#### [WORK TO COMPLETE]
Reproduce each line of the listing exactly.

#### [RECORDED INFORMATION]
○ ○ ○ ○ ○ ○ ○

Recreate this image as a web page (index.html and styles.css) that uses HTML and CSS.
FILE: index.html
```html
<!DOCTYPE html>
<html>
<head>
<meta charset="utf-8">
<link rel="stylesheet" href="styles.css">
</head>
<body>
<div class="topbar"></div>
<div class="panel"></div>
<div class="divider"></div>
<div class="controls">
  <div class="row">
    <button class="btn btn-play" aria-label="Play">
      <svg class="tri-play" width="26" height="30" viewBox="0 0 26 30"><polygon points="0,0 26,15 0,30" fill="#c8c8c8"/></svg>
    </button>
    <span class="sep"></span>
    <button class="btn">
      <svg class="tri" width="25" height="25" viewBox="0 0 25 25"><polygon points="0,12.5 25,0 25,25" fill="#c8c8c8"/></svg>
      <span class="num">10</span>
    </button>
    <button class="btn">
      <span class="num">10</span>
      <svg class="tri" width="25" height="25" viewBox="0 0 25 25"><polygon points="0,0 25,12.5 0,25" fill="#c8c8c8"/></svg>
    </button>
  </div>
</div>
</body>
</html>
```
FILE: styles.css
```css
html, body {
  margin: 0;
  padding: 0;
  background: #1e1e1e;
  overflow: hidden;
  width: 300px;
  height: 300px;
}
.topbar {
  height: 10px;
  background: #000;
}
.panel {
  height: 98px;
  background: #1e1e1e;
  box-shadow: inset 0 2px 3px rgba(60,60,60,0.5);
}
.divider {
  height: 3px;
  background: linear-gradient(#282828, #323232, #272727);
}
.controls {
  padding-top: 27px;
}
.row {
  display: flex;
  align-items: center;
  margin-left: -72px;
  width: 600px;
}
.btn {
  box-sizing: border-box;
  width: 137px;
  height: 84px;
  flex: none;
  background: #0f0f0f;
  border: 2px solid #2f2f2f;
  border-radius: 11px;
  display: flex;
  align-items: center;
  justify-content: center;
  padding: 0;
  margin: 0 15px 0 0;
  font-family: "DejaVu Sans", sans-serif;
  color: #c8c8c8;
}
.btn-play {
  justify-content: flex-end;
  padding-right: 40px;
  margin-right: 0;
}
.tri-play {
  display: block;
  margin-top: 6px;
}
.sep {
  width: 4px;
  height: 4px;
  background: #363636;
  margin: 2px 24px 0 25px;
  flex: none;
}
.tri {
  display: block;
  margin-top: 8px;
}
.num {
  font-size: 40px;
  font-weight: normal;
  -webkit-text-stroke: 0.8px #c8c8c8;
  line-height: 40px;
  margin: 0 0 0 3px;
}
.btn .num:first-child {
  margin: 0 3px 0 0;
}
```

○ ○ ○ ○ ○ ○ ○

#### [EXPECTED ANSWER]
Recreate this image as a web page (index.html and styles.css) that uses HTML and CSS.
FILE: index.html
```html
<!DOCTYPE html>
<html>
<head>
<meta charset="utf-8">
<link rel="stylesheet" href="styles.css">
</head>
<body>
<div class="topbar"></div>
<div class="panel"></div>
<div class="divider"></div>
<div class="controls">
  <div class="row">
    <button class="btn btn-play" aria-label="Play">
      <svg class="tri-play" width="26" height="30" viewBox="0 0 26 30"><polygon points="0,0 26,15 0,30" fill="#c8c8c8"/></svg>
    </button>
    <span class="sep"></span>
    <button class="btn">
      <svg class="tri" width="25" height="25" viewBox="0 0 25 25"><polygon points="0,12.5 25,0 25,25" fill="#c8c8c8"/></svg>
      <span class="num">10</span>
    </button>
    <button class="btn">
      <span class="num">10</span>
      <svg class="tri" width="25" height="25" viewBox="0 0 25 25"><polygon points="0,0 25,12.5 0,25" fill="#c8c8c8"/></svg>
    </button>
  </div>
</div>
</body>
</html>
```
FILE: styles.css
```css
html, body {
  margin: 0;
  padding: 0;
  background: #1e1e1e;
  overflow: hidden;
  width: 300px;
  height: 300px;
}
.topbar {
  height: 10px;
  background: #000;
}
.panel {
  height: 98px;
  background: #1e1e1e;
  box-shadow: inset 0 2px 3px rgba(60,60,60,0.5);
}
.divider {
  height: 3px;
  background: linear-gradient(#282828, #323232, #272727);
}
.controls {
  padding-top: 27px;
}
.row {
  display: flex;
  align-items: center;
  margin-left: -72px;
  width: 600px;
}
.btn {
  box-sizing: border-box;
  width: 137px;
  height: 84px;
  flex: none;
  background: #0f0f0f;
  border: 2px solid #2f2f2f;
  border-radius: 11px;
  display: flex;
  align-items: center;
  justify-content: center;
  padding: 0;
  margin: 0 15px 0 0;
  font-family: "DejaVu Sans", sans-serif;
  color: #c8c8c8;
}
.btn-play {
  justify-content: flex-end;
  padding-right: 40px;
  margin-right: 0;
}
.tri-play {
  display: block;
  margin-top: 6px;
}
.sep {
  width: 4px;
  height: 4px;
  background: #363636;
  margin: 2px 24px 0 25px;
  flex: none;
}
.tri {
  display: block;
  margin-top: 8px;
}
.num {
  font-size: 40px;
  font-weight: normal;
  -webkit-text-stroke: 0.8px #c8c8c8;
  line-height: 40px;
  margin: 0 0 0 3px;
}
.btn .num:first-child {
  margin: 0 3px 0 0;
}
```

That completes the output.